- [DIRECTIONS] Return only the lines from the top of the data down to the one that holds "const est = [[254, 260], [297, 303], [660, 667]];", both included, without any pictures.

── GIVEN MATERIAL ──

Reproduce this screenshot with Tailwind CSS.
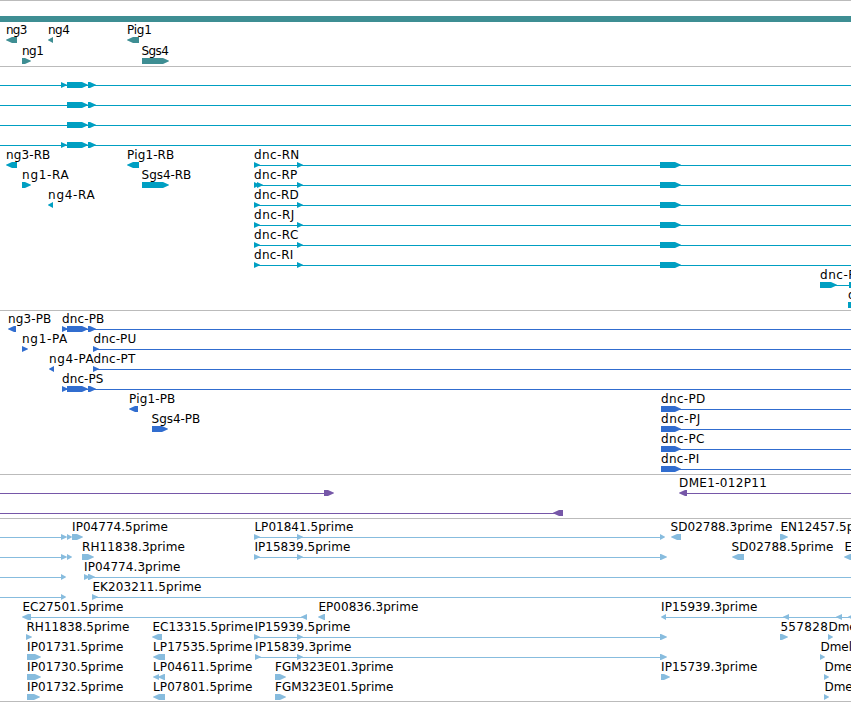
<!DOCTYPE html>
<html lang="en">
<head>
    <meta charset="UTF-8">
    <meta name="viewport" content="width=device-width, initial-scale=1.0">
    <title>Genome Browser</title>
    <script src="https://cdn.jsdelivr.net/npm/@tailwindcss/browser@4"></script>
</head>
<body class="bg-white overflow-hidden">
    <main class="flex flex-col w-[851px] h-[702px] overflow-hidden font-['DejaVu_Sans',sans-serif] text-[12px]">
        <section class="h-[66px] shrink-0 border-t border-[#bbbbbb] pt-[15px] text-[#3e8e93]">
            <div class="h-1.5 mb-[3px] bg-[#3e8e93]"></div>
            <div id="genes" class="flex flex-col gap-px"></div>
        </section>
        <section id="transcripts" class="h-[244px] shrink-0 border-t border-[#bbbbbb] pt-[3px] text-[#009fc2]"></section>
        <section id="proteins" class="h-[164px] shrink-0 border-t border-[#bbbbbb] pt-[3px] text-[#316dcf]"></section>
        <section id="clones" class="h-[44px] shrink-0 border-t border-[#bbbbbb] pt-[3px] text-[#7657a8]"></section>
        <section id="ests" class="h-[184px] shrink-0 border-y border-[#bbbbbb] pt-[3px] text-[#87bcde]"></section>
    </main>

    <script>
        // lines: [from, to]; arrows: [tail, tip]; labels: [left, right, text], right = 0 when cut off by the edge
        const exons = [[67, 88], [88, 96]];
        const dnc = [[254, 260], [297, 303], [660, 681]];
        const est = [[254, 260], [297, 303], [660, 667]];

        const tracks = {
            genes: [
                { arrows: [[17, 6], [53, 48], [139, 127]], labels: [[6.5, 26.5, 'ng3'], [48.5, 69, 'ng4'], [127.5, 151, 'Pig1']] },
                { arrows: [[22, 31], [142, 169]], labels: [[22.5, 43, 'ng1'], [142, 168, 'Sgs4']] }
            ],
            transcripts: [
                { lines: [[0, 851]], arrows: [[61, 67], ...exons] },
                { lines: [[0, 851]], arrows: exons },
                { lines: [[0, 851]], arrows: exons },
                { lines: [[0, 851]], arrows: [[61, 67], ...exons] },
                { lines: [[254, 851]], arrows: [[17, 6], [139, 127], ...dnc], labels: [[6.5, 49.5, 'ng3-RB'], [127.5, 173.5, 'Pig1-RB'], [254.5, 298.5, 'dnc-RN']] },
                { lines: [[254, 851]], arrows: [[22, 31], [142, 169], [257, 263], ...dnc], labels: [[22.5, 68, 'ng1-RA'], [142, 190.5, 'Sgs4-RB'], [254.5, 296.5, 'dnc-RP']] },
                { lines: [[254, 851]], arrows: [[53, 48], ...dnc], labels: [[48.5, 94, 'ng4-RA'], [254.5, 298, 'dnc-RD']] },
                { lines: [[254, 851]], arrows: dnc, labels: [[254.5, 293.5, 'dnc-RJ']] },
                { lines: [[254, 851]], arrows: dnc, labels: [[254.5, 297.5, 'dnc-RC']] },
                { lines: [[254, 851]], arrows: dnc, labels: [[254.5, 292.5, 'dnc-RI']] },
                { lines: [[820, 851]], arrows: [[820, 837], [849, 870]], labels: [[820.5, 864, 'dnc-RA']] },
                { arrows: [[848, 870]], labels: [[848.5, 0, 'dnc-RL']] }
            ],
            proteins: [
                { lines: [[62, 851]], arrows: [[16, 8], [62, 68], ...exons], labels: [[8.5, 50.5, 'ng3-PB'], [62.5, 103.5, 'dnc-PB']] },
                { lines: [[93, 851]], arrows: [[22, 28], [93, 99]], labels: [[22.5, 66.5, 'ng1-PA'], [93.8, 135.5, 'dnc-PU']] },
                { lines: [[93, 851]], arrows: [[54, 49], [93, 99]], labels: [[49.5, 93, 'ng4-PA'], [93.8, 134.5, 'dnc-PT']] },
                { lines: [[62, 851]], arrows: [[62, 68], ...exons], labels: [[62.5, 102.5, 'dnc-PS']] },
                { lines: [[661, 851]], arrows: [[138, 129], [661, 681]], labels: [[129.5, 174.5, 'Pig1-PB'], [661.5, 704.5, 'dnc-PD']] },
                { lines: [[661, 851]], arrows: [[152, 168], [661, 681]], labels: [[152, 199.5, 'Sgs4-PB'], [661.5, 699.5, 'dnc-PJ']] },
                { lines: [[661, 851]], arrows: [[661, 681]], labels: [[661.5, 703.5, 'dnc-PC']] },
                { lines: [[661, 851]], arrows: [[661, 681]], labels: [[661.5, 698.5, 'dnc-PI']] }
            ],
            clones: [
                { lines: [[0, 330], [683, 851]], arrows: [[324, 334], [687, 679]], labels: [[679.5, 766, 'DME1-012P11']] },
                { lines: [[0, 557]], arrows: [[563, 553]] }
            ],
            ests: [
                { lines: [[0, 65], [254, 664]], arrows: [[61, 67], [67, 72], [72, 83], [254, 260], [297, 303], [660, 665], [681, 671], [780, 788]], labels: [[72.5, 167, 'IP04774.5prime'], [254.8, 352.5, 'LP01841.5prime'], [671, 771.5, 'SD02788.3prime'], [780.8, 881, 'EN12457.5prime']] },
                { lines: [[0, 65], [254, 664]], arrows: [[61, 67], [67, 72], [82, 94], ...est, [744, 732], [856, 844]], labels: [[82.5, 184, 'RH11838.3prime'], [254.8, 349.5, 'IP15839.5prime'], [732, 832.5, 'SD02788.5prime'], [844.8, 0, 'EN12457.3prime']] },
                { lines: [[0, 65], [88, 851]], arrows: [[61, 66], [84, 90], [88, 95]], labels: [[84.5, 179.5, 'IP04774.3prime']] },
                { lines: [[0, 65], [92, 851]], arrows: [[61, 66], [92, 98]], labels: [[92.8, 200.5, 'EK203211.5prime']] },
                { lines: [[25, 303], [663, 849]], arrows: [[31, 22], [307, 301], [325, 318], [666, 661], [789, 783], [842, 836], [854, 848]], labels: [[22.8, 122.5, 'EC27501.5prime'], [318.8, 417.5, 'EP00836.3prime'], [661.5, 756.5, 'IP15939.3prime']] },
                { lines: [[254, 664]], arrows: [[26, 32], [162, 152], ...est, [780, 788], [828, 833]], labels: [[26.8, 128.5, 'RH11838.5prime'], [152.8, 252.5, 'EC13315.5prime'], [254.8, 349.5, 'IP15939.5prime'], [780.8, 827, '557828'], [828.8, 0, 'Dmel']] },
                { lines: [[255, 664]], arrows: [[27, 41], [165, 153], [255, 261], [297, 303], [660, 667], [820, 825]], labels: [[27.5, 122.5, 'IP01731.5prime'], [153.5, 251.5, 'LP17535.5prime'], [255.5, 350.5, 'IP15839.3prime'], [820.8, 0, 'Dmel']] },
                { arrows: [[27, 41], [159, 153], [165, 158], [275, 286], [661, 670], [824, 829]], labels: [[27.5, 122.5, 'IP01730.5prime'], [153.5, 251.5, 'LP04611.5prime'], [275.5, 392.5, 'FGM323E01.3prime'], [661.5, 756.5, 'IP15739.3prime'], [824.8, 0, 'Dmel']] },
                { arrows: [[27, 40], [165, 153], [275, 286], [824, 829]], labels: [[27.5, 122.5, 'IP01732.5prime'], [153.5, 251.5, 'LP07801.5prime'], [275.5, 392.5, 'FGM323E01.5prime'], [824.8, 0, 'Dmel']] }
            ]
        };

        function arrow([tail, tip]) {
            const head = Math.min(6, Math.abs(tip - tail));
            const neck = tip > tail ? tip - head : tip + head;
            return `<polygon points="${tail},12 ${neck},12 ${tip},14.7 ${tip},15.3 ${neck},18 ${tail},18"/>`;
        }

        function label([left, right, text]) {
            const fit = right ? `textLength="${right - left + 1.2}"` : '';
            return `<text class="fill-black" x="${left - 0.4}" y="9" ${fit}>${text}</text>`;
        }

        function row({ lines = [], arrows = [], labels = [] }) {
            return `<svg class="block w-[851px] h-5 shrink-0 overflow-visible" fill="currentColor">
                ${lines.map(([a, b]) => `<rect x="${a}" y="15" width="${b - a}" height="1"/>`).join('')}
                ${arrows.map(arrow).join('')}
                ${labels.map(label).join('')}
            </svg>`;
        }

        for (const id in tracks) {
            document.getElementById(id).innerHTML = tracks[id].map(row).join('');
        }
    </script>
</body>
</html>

───

- [FINAL ANSWER]
Reproduce this screenshot with Tailwind CSS.
<!DOCTYPE html>
<html lang="en">
<head>
    <meta charset="UTF-8">
    <meta name="viewport" content="width=device-width, initial-scale=1.0">
    <title>Genome Browser</title>
    <script src="https://cdn.jsdelivr.net/npm/@tailwindcss/browser@4"></script>
</head>
<body class="bg-white overflow-hidden">
    <main class="flex flex-col w-[851px] h-[702px] overflow-hidden font-['DejaVu_Sans',sans-serif] text-[12px]">
        <section class="h-[66px] shrink-0 border-t border-[#bbbbbb] pt-[15px] text-[#3e8e93]">
            <div class="h-1.5 mb-[3px] bg-[#3e8e93]"></div>
            <div id="genes" class="flex flex-col gap-px"></div>
        </section>
        <section id="transcripts" class="h-[244px] shrink-0 border-t border-[#bbbbbb] pt-[3px] text-[#009fc2]"></section>
        <section id="proteins" class="h-[164px] shrink-0 border-t border-[#bbbbbb] pt-[3px] text-[#316dcf]"></section>
        <section id="clones" class="h-[44px] shrink-0 border-t border-[#bbbbbb] pt-[3px] text-[#7657a8]"></section>
        <section id="ests" class="h-[184px] shrink-0 border-y border-[#bbbbbb] pt-[3px] text-[#87bcde]"></section>
    </main>

    <script>
        // lines: [from, to]; arrows: [tail, tip]; labels: [left, right, text], right = 0 when cut off by the edge
        const exons = [[67, 88], [88, 96]];
        const dnc = [[254, 260], [297, 303], [660, 681]];
        const est = [[254, 260], [297, 303], [660, 667]];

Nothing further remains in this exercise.